Short problem
All of the material should be reproduced exactly, with pictures left out.
***
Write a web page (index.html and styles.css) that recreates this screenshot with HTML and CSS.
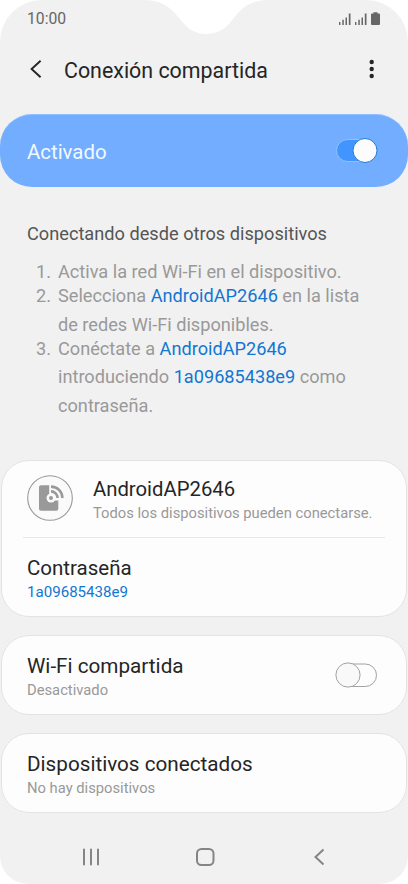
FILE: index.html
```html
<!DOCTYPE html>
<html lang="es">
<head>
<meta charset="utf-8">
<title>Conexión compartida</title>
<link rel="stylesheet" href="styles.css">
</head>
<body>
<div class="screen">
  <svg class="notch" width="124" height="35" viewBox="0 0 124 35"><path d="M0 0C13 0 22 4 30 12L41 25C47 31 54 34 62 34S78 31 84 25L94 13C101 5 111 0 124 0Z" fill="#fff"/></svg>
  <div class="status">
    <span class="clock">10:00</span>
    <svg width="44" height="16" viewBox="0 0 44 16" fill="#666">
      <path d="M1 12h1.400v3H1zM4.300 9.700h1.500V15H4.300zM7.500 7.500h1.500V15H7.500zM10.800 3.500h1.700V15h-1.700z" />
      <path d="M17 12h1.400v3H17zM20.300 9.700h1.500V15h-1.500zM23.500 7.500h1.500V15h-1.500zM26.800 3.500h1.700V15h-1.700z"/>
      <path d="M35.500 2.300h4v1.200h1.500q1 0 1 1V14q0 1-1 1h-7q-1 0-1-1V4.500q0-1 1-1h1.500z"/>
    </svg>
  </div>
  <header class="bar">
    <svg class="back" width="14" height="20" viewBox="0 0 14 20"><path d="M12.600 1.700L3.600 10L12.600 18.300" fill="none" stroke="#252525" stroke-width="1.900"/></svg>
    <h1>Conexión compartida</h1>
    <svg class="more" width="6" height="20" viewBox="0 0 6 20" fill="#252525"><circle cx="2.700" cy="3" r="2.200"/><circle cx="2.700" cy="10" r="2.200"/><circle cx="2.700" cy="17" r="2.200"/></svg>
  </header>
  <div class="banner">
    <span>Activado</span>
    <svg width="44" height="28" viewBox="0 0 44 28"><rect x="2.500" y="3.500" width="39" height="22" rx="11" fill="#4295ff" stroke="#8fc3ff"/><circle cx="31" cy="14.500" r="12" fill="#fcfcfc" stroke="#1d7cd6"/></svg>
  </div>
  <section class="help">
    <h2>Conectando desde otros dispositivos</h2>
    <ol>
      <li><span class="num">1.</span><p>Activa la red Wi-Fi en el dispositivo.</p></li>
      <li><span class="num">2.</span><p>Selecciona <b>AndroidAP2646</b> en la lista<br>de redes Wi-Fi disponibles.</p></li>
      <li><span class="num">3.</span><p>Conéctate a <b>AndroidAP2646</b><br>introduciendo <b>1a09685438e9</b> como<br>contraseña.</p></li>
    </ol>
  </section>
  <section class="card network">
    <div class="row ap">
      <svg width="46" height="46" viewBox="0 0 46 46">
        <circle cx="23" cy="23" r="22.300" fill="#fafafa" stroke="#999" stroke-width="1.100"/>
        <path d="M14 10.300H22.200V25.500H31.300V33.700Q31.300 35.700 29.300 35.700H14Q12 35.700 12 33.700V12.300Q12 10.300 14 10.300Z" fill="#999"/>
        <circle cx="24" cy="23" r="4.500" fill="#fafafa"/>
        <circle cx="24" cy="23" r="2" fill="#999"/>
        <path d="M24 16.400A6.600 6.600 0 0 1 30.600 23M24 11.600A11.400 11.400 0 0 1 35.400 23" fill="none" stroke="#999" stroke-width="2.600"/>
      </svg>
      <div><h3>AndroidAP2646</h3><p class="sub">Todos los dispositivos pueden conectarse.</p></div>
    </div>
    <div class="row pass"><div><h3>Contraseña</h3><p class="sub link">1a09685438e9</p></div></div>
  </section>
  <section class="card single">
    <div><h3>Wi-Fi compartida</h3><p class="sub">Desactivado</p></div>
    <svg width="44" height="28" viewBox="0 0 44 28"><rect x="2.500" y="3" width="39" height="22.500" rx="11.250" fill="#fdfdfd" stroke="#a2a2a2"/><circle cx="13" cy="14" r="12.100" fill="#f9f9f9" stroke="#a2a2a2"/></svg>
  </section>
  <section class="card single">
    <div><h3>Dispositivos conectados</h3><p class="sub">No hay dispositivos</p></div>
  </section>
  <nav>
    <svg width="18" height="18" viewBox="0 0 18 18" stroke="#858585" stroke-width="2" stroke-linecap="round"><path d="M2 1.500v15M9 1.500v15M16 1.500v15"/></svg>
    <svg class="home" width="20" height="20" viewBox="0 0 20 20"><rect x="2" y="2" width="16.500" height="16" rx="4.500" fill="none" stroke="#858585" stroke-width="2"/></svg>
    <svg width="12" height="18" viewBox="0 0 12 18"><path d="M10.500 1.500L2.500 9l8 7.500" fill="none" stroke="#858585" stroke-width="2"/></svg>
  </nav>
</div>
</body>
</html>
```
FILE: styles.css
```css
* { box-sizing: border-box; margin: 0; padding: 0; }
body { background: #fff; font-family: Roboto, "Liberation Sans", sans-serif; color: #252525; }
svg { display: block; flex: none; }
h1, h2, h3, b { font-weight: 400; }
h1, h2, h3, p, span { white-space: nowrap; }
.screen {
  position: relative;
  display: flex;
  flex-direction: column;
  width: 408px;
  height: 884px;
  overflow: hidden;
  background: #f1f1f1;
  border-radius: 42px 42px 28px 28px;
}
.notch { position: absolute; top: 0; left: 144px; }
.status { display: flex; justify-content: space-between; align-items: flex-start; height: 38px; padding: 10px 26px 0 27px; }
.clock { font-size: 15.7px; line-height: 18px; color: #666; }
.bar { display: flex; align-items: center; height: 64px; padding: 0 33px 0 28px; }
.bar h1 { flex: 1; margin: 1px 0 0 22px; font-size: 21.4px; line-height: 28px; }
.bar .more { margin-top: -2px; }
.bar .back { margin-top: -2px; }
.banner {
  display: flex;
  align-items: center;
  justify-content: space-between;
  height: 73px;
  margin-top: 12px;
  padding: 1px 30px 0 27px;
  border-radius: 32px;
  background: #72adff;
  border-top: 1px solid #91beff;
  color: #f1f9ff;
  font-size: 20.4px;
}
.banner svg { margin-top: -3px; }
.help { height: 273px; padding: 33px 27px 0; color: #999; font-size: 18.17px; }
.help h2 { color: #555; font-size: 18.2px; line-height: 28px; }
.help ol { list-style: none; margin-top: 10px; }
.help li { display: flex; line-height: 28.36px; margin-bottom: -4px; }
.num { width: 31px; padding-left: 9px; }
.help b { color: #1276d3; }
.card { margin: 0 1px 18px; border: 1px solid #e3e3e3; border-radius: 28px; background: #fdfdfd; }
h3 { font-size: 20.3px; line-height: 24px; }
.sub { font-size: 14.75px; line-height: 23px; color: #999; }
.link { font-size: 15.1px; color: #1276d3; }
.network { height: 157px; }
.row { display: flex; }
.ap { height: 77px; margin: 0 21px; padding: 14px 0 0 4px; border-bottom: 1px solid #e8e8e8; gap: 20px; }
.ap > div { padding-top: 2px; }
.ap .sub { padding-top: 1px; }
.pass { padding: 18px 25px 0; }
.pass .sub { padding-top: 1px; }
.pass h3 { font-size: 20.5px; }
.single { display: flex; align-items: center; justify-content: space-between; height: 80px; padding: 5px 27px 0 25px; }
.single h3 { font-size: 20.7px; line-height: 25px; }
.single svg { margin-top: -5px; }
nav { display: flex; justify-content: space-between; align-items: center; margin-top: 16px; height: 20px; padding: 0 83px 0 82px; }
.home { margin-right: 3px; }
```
***
Finished exercise
Write a web page (index.html and styles.css) that recreates this screenshot with HTML and CSS.
FILE: index.html
```html
<!DOCTYPE html>
<html lang="es">
<head>
<meta charset="utf-8">
<title>Conexión compartida</title>
<link rel="stylesheet" href="styles.css">
</head>
<body>
<div class="screen">
  <svg class="notch" width="124" height="35" viewBox="0 0 124 35"><path d="M0 0C13 0 22 4 30 12L41 25C47 31 54 34 62 34S78 31 84 25L94 13C101 5 111 0 124 0Z" fill="#fff"/></svg>
  <div class="status">
    <span class="clock">10:00</span>
    <svg width="44" height="16" viewBox="0 0 44 16" fill="#666">
      <path d="M1 12h1.400v3H1zM4.300 9.700h1.500V15H4.300zM7.500 7.500h1.500V15H7.500zM10.800 3.500h1.700V15h-1.700z" />
      <path d="M17 12h1.400v3H17zM20.300 9.700h1.500V15h-1.500zM23.500 7.500h1.500V15h-1.500zM26.800 3.500h1.700V15h-1.700z"/>
      <path d="M35.500 2.300h4v1.200h1.500q1 0 1 1V14q0 1-1 1h-7q-1 0-1-1V4.500q0-1 1-1h1.500z"/>
    </svg>
  </div>
  <header class="bar">
    <svg class="back" width="14" height="20" viewBox="0 0 14 20"><path d="M12.600 1.700L3.600 10L12.600 18.300" fill="none" stroke="#252525" stroke-width="1.900"/></svg>
    <h1>Conexión compartida</h1>
    <svg class="more" width="6" height="20" viewBox="0 0 6 20" fill="#252525"><circle cx="2.700" cy="3" r="2.200"/><circle cx="2.700" cy="10" r="2.200"/><circle cx="2.700" cy="17" r="2.200"/></svg>
  </header>
  <div class="banner">
    <span>Activado</span>
    <svg width="44" height="28" viewBox="0 0 44 28"><rect x="2.500" y="3.500" width="39" height="22" rx="11" fill="#4295ff" stroke="#8fc3ff"/><circle cx="31" cy="14.500" r="12" fill="#fcfcfc" stroke="#1d7cd6"/></svg>
  </div>
  <section class="help">
    <h2>Conectando desde otros dispositivos</h2>
    <ol>
      <li><span class="num">1.</span><p>Activa la red Wi-Fi en el dispositivo.</p></li>
      <li><span class="num">2.</span><p>Selecciona <b>AndroidAP2646</b> en la lista<br>de redes Wi-Fi disponibles.</p></li>
      <li><span class="num">3.</span><p>Conéctate a <b>AndroidAP2646</b><br>introduciendo <b>1a09685438e9</b> como<br>contraseña.</p></li>
    </ol>
  </section>
  <section class="card network">
    <div class="row ap">
      <svg width="46" height="46" viewBox="0 0 46 46">
        <circle cx="23" cy="23" r="22.300" fill="#fafafa" stroke="#999" stroke-width="1.100"/>
        <path d="M14 10.300H22.200V25.500H31.300V33.700Q31.300 35.700 29.300 35.700H14Q12 35.700 12 33.700V12.300Q12 10.300 14 10.300Z" fill="#999"/>
        <circle cx="24" cy="23" r="4.500" fill="#fafafa"/>
        <circle cx="24" cy="23" r="2" fill="#999"/>
        <path d="M24 16.400A6.600 6.600 0 0 1 30.600 23M24 11.600A11.400 11.400 0 0 1 35.400 23" fill="none" stroke="#999" stroke-width="2.600"/>
      </svg>
      <div><h3>AndroidAP2646</h3><p class="sub">Todos los dispositivos pueden conectarse.</p></div>
    </div>
    <div class="row pass"><div><h3>Contraseña</h3><p class="sub link">1a09685438e9</p></div></div>
  </section>
  <section class="card single">
    <div><h3>Wi-Fi compartida</h3><p class="sub">Desactivado</p></div>
    <svg width="44" height="28" viewBox="0 0 44 28"><rect x="2.500" y="3" width="39" height="22.500" rx="11.250" fill="#fdfdfd" stroke="#a2a2a2"/><circle cx="13" cy="14" r="12.100" fill="#f9f9f9" stroke="#a2a2a2"/></svg>
  </section>
  <section class="card single">
    <div><h3>Dispositivos conectados</h3><p class="sub">No hay dispositivos</p></div>
  </section>
  <nav>
    <svg width="18" height="18" viewBox="0 0 18 18" stroke="#858585" stroke-width="2" stroke-linecap="round"><path d="M2 1.500v15M9 1.500v15M16 1.500v15"/></svg>
    <svg class="home" width="20" height="20" viewBox="0 0 20 20"><rect x="2" y="2" width="16.500" height="16" rx="4.500" fill="none" stroke="#858585" stroke-width="2"/></svg>
    <svg width="12" height="18" viewBox="0 0 12 18"><path d="M10.500 1.500L2.500 9l8 7.500" fill="none" stroke="#858585" stroke-width="2"/></svg>
  </nav>
</div>
</body>
</html>
```
FILE: styles.css
```css
* { box-sizing: border-box; margin: 0; padding: 0; }
body { background: #fff; font-family: Roboto, "Liberation Sans", sans-serif; color: #252525; }
svg { display: block; flex: none; }
h1, h2, h3, b { font-weight: 400; }
h1, h2, h3, p, span { white-space: nowrap; }
.screen {
  position: relative;
  display: flex;
  flex-direction: column;
  width: 408px;
  height: 884px;
  overflow: hidden;
  background: #f1f1f1;
  border-radius: 42px 42px 28px 28px;
}
.notch { position: absolute; top: 0; left: 144px; }
.status { display: flex; justify-content: space-between; align-items: flex-start; height: 38px; padding: 10px 26px 0 27px; }
.clock { font-size: 15.7px; line-height: 18px; color: #666; }
.bar { display: flex; align-items: center; height: 64px; padding: 0 33px 0 28px; }
.bar h1 { flex: 1; margin: 1px 0 0 22px; font-size: 21.4px; line-height: 28px; }
.bar .more { margin-top: -2px; }
.bar .back { margin-top: -2px; }
.banner {
  display: flex;
  align-items: center;
  justify-content: space-between;
  height: 73px;
  margin-top: 12px;
  padding: 1px 30px 0 27px;
  border-radius: 32px;
  background: #72adff;
  border-top: 1px solid #91beff;
  color: #f1f9ff;
  font-size: 20.4px;
}
.banner svg { margin-top: -3px; }
.help { height: 273px; padding: 33px 27px 0; color: #999; font-size: 18.17px; }
.help h2 { color: #555; font-size: 18.2px; line-height: 28px; }
.help ol { list-style: none; margin-top: 10px; }
.help li { display: flex; line-height: 28.36px; margin-bottom: -4px; }
.num { width: 31px; padding-left: 9px; }
.help b { color: #1276d3; }
.card { margin: 0 1px 18px; border: 1px solid #e3e3e3; border-radius: 28px; background: #fdfdfd; }
h3 { font-size: 20.3px; line-height: 24px; }
.sub { font-size: 14.75px; line-height: 23px; color: #999; }
.link { font-size: 15.1px; color: #1276d3; }
.network { height: 157px; }
.row { display: flex; }
.ap { height: 77px; margin: 0 21px; padding: 14px 0 0 4px; border-bottom: 1px solid #e8e8e8; gap: 20px; }
.ap > div { padding-top: 2px; }
.ap .sub { padding-top: 1px; }
.pass { padding: 18px 25px 0; }
.pass .sub { padding-top: 1px; }
.pass h3 { font-size: 20.5px; }
.single { display: flex; align-items: center; justify-content: space-between; height: 80px; padding: 5px 27px 0 25px; }
.single h3 { font-size: 20.7px; line-height: 25px; }
.single svg { margin-top: -5px; }
nav { display: flex; justify-content: space-between; align-items: center; margin-top: 16px; height: 20px; padding: 0 83px 0 82px; }
.home { margin-right: 3px; }
```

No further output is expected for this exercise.